## Source data
□ □ □ □ □ □ □

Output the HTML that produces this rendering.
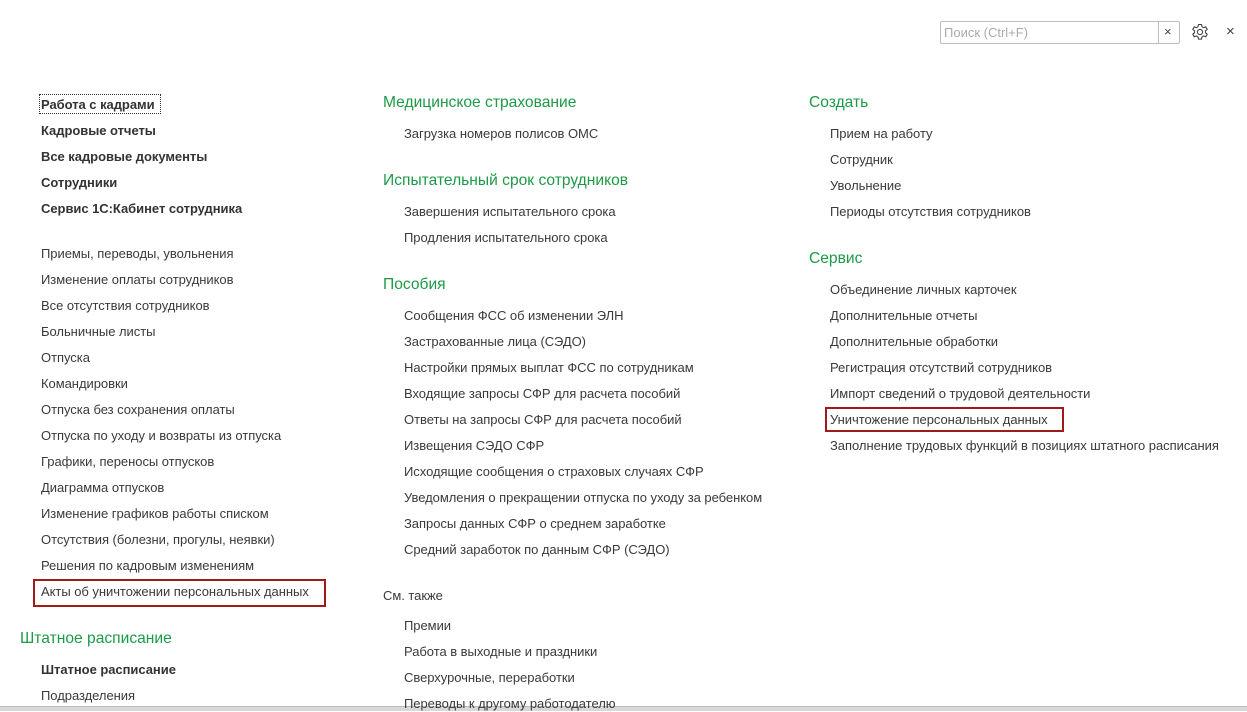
<!DOCTYPE html>
<html><head><meta charset="utf-8"><style>
body{margin:0;width:1247px;height:710px;background:#fff;position:relative;overflow:hidden;font-family:"Liberation Sans",Arial,sans-serif;color:#333}
.i{position:absolute;font-size:13px;line-height:16px;white-space:nowrap;color:#3a3a3a;margin-top:1px;letter-spacing:-0.04px}
.b{font-weight:bold;color:#333}
.h{position:absolute;font-size:15.6px;line-height:20px;color:#1d9a46;white-space:nowrap;margin-top:1px}
.box{position:absolute;border:2px solid #a11a1a;box-sizing:border-box}
</style></head><body>
<div style="position:absolute;left:940px;top:21px;width:240px;height:23px;border:1px solid #bdbdbd;border-radius:2px;box-sizing:border-box"></div>
<div style="position:absolute;left:1158px;top:21px;width:1px;height:23px;background:#bdbdbd"></div>
<div style="position:absolute;left:944px;top:25px;font-size:13px;line-height:16px;color:#aaa">Поиск (Ctrl+F)</div>
<div style="position:absolute;left:1164px;top:24px;font-size:13px;line-height:16px;color:#444">×</div>
<svg style="position:absolute;left:1191px;top:23px" width="18" height="18" viewBox="0 0 18 18"><path d="M7.5 1.5h3l.5 2.2 1.6.9 2.1-.8 1.5 2.6-1.7 1.5v1.8l1.7 1.5-1.5 2.6-2.1-.8-1.6.9-.5 2.2h-3l-.5-2.2-1.6-.9-2.1.8-1.5-2.6 1.7-1.5V7.9L1.8 6.4l1.5-2.6 2.1.8 1.6-.9z" fill="none" stroke="#444" stroke-width="1.1"/><circle cx="9" cy="9" r="2.6" fill="none" stroke="#444" stroke-width="1.1"/></svg>
<div style="position:absolute;left:1226px;top:23px;font-size:15px;color:#444">×</div>
<div style="position:absolute;left:0;top:706px;width:1247px;height:4px;background:#d8d8d8;border-top:1px solid #bbb"></div>

<div style="position:absolute;left:39px;top:94px;width:122px;height:20px;border:1px dotted #333;box-sizing:border-box"></div>
<div class="i b" style="left:41px;top:96px">Работа с кадрами</div>
<div class="i b" style="left:41px;top:122px">Кадровые отчеты</div>
<div class="i b" style="left:41px;top:148px">Все кадровые документы</div>
<div class="i b" style="left:41px;top:174px">Сотрудники</div>
<div class="i b" style="left:41px;top:200px">Сервис 1С:Кабинет сотрудника</div>
<div class="i" style="left:41px;top:245px">Приемы, переводы, увольнения</div>
<div class="i" style="left:41px;top:271px">Изменение оплаты сотрудников</div>
<div class="i" style="left:41px;top:297px">Все отсутствия сотрудников</div>
<div class="i" style="left:41px;top:323px">Больничные листы</div>
<div class="i" style="left:41px;top:349px">Отпуска</div>
<div class="i" style="left:41px;top:375px">Командировки</div>
<div class="i" style="left:41px;top:401px">Отпуска без сохранения оплаты</div>
<div class="i" style="left:41px;top:427px">Отпуска по уходу и возвраты из отпуска</div>
<div class="i" style="left:41px;top:453px">Графики, переносы отпусков</div>
<div class="i" style="left:41px;top:479px">Диаграмма отпусков</div>
<div class="i" style="left:41px;top:505px">Изменение графиков работы списком</div>
<div class="i" style="left:41px;top:531px">Отсутствия (болезни, прогулы, неявки)</div>
<div class="i" style="left:41px;top:557px">Решения по кадровым изменениям</div>
<div class="i" style="left:41px;top:583px">Акты об уничтожении персональных данных</div>
<div class="box" style="left:33px;top:579px;width:293px;height:28px"></div>
<div class="h" style="left:20px;top:628px">Штатное расписание</div>
<div class="i b" style="left:41px;top:661px">Штатное расписание</div>
<div class="i" style="left:41px;top:687px">Подразделения</div>

<div class="h" style="left:383px;top:92px">Медицинское страхование</div>
<div class="i" style="left:404px;top:125px">Загрузка номеров полисов ОМС</div>
<div class="h" style="left:383px;top:170px">Испытательный срок сотрудников</div>
<div class="i" style="left:404px;top:203px">Завершения испытательного срока</div>
<div class="i" style="left:404px;top:229px">Продления испытательного срока</div>
<div class="h" style="left:383px;top:274px">Пособия</div>
<div class="i" style="left:404px;top:307px">Сообщения ФСС об изменении ЭЛН</div>
<div class="i" style="left:404px;top:333px">Застрахованные лица (СЭДО)</div>
<div class="i" style="left:404px;top:359px">Настройки прямых выплат ФСС по сотрудникам</div>
<div class="i" style="left:404px;top:385px">Входящие запросы СФР для расчета пособий</div>
<div class="i" style="left:404px;top:411px">Ответы на запросы СФР для расчета пособий</div>
<div class="i" style="left:404px;top:437px">Извещения СЭДО СФР</div>
<div class="i" style="left:404px;top:463px">Исходящие сообщения о страховых случаях СФР</div>
<div class="i" style="left:404px;top:489px">Уведомления о прекращении отпуска по уходу за ребенком</div>
<div class="i" style="left:404px;top:515px">Запросы данных СФР о среднем заработке</div>
<div class="i" style="left:404px;top:541px">Средний заработок по данным СФР (СЭДО)</div>
<div class="i" style="left:383px;top:587px">См. также</div>
<div class="i" style="left:404px;top:617px">Премии</div>
<div class="i" style="left:404px;top:643px">Работа в выходные и праздники</div>
<div class="i" style="left:404px;top:669px">Сверхурочные, переработки</div>
<div class="i" style="left:404px;top:695px">Переводы к другому работодателю</div>

<div class="h" style="left:809px;top:92px">Создать</div>
<div class="i" style="left:830px;top:125px">Прием на работу</div>
<div class="i" style="left:830px;top:151px">Сотрудник</div>
<div class="i" style="left:830px;top:177px">Увольнение</div>
<div class="i" style="left:830px;top:203px">Периоды отсутствия сотрудников</div>
<div class="h" style="left:809px;top:248px">Сервис</div>
<div class="i" style="left:830px;top:281px">Объединение личных карточек</div>
<div class="i" style="left:830px;top:307px">Дополнительные отчеты</div>
<div class="i" style="left:830px;top:333px">Дополнительные обработки</div>
<div class="i" style="left:830px;top:359px">Регистрация отсутствий сотрудников</div>
<div class="i" style="left:830px;top:385px">Импорт сведений о трудовой деятельности</div>
<div class="i" style="left:830px;top:411px">Уничтожение персональных данных</div>
<div class="box" style="left:825px;top:407px;width:239px;height:25px"></div>
<div class="i" style="left:830px;top:437px">Заполнение трудовых функций в позициях штатного расписания</div>
</body></html>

□ □ □ □ □ □ □

## Written task
Every line above should be returned word for word, with the pictures left behind.

## Task answer
Output the HTML that produces this rendering.
<!DOCTYPE html>
<html><head><meta charset="utf-8"><style>
body{margin:0;width:1247px;height:710px;background:#fff;position:relative;overflow:hidden;font-family:"Liberation Sans",Arial,sans-serif;color:#333}
.i{position:absolute;font-size:13px;line-height:16px;white-space:nowrap;color:#3a3a3a;margin-top:1px;letter-spacing:-0.04px}
.b{font-weight:bold;color:#333}
.h{position:absolute;font-size:15.6px;line-height:20px;color:#1d9a46;white-space:nowrap;margin-top:1px}
.box{position:absolute;border:2px solid #a11a1a;box-sizing:border-box}
</style></head><body>
<div style="position:absolute;left:940px;top:21px;width:240px;height:23px;border:1px solid #bdbdbd;border-radius:2px;box-sizing:border-box"></div>
<div style="position:absolute;left:1158px;top:21px;width:1px;height:23px;background:#bdbdbd"></div>
<div style="position:absolute;left:944px;top:25px;font-size:13px;line-height:16px;color:#aaa">Поиск (Ctrl+F)</div>
<div style="position:absolute;left:1164px;top:24px;font-size:13px;line-height:16px;color:#444">×</div>
<svg style="position:absolute;left:1191px;top:23px" width="18" height="18" viewBox="0 0 18 18"><path d="M7.5 1.5h3l.5 2.2 1.6.9 2.1-.8 1.5 2.6-1.7 1.5v1.8l1.7 1.5-1.5 2.6-2.1-.8-1.6.9-.5 2.2h-3l-.5-2.2-1.6-.9-2.1.8-1.5-2.6 1.7-1.5V7.9L1.8 6.4l1.5-2.6 2.1.8 1.6-.9z" fill="none" stroke="#444" stroke-width="1.1"/><circle cx="9" cy="9" r="2.6" fill="none" stroke="#444" stroke-width="1.1"/></svg>
<div style="position:absolute;left:1226px;top:23px;font-size:15px;color:#444">×</div>
<div style="position:absolute;left:0;top:706px;width:1247px;height:4px;background:#d8d8d8;border-top:1px solid #bbb"></div>

<div style="position:absolute;left:39px;top:94px;width:122px;height:20px;border:1px dotted #333;box-sizing:border-box"></div>
<div class="i b" style="left:41px;top:96px">Работа с кадрами</div>
<div class="i b" style="left:41px;top:122px">Кадровые отчеты</div>
<div class="i b" style="left:41px;top:148px">Все кадровые документы</div>
<div class="i b" style="left:41px;top:174px">Сотрудники</div>
<div class="i b" style="left:41px;top:200px">Сервис 1С:Кабинет сотрудника</div>
<div class="i" style="left:41px;top:245px">Приемы, переводы, увольнения</div>
<div class="i" style="left:41px;top:271px">Изменение оплаты сотрудников</div>
<div class="i" style="left:41px;top:297px">Все отсутствия сотрудников</div>
<div class="i" style="left:41px;top:323px">Больничные листы</div>
<div class="i" style="left:41px;top:349px">Отпуска</div>
<div class="i" style="left:41px;top:375px">Командировки</div>
<div class="i" style="left:41px;top:401px">Отпуска без сохранения оплаты</div>
<div class="i" style="left:41px;top:427px">Отпуска по уходу и возвраты из отпуска</div>
<div class="i" style="left:41px;top:453px">Графики, переносы отпусков</div>
<div class="i" style="left:41px;top:479px">Диаграмма отпусков</div>
<div class="i" style="left:41px;top:505px">Изменение графиков работы списком</div>
<div class="i" style="left:41px;top:531px">Отсутствия (болезни, прогулы, неявки)</div>
<div class="i" style="left:41px;top:557px">Решения по кадровым изменениям</div>
<div class="i" style="left:41px;top:583px">Акты об уничтожении персональных данных</div>
<div class="box" style="left:33px;top:579px;width:293px;height:28px"></div>
<div class="h" style="left:20px;top:628px">Штатное расписание</div>
<div class="i b" style="left:41px;top:661px">Штатное расписание</div>
<div class="i" style="left:41px;top:687px">Подразделения</div>

<div class="h" style="left:383px;top:92px">Медицинское страхование</div>
<div class="i" style="left:404px;top:125px">Загрузка номеров полисов ОМС</div>
<div class="h" style="left:383px;top:170px">Испытательный срок сотрудников</div>
<div class="i" style="left:404px;top:203px">Завершения испытательного срока</div>
<div class="i" style="left:404px;top:229px">Продления испытательного срока</div>
<div class="h" style="left:383px;top:274px">Пособия</div>
<div class="i" style="left:404px;top:307px">Сообщения ФСС об изменении ЭЛН</div>
<div class="i" style="left:404px;top:333px">Застрахованные лица (СЭДО)</div>
<div class="i" style="left:404px;top:359px">Настройки прямых выплат ФСС по сотрудникам</div>
<div class="i" style="left:404px;top:385px">Входящие запросы СФР для расчета пособий</div>
<div class="i" style="left:404px;top:411px">Ответы на запросы СФР для расчета пособий</div>
<div class="i" style="left:404px;top:437px">Извещения СЭДО СФР</div>
<div class="i" style="left:404px;top:463px">Исходящие сообщения о страховых случаях СФР</div>
<div class="i" style="left:404px;top:489px">Уведомления о прекращении отпуска по уходу за ребенком</div>
<div class="i" style="left:404px;top:515px">Запросы данных СФР о среднем заработке</div>
<div class="i" style="left:404px;top:541px">Средний заработок по данным СФР (СЭДО)</div>
<div class="i" style="left:383px;top:587px">См. также</div>
<div class="i" style="left:404px;top:617px">Премии</div>
<div class="i" style="left:404px;top:643px">Работа в выходные и праздники</div>
<div class="i" style="left:404px;top:669px">Сверхурочные, переработки</div>
<div class="i" style="left:404px;top:695px">Переводы к другому работодателю</div>

<div class="h" style="left:809px;top:92px">Создать</div>
<div class="i" style="left:830px;top:125px">Прием на работу</div>
<div class="i" style="left:830px;top:151px">Сотрудник</div>
<div class="i" style="left:830px;top:177px">Увольнение</div>
<div class="i" style="left:830px;top:203px">Периоды отсутствия сотрудников</div>
<div class="h" style="left:809px;top:248px">Сервис</div>
<div class="i" style="left:830px;top:281px">Объединение личных карточек</div>
<div class="i" style="left:830px;top:307px">Дополнительные отчеты</div>
<div class="i" style="left:830px;top:333px">Дополнительные обработки</div>
<div class="i" style="left:830px;top:359px">Регистрация отсутствий сотрудников</div>
<div class="i" style="left:830px;top:385px">Импорт сведений о трудовой деятельности</div>
<div class="i" style="left:830px;top:411px">Уничтожение персональных данных</div>
<div class="box" style="left:825px;top:407px;width:239px;height:25px"></div>
<div class="i" style="left:830px;top:437px">Заполнение трудовых функций в позициях штатного расписания</div>
</body></html>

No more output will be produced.